- Cham Chang Location within Iran
- Coordinates: 32°30′28″N 50°53′14″E﻿ / ﻿32.50778°N 50.88722°E
- Country: Iran
- Province: Chaharmahal and Bakhtiari
- County: Saman
- District: Central
- Rural District: Chama

Population (2016)
- • Total: 1,881
- Time zone: UTC+3:30 (IRST)

= Cham Chang =

Village in Chaharmahal and Bakhtiari province, Iran

Cham Chang (چم چنگ) is a village in, and the capital of, Chama Rural District in the Central District of Saman County, Chaharmahal and Bakhtiari province, Iran.

==Demographics==
===Ethnicity===
The village is populated by Persians.

===Population===
At the time of the 2006 National Census, the village's population was 1,455 in 369 households, when it was in Saman Rural District of the former Saman District in Shahrekord County.
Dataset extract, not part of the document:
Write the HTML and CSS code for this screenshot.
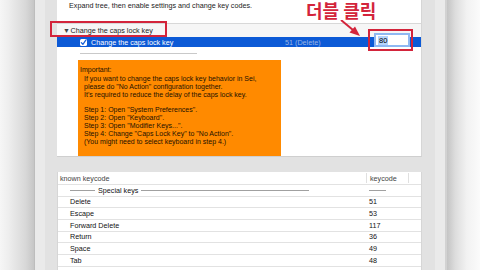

The following census in 2011 counted 1,648 people in 500 households. The 2016 census measured the population of the village as 1,881 people in 603 households, by which time the district had been separated from the county in the establishment of Saman County. The rural district was transferred to the new Central District, and Cham Chang was transferred to Chama Rural District created in the same district. It was the most populous village in its rural district.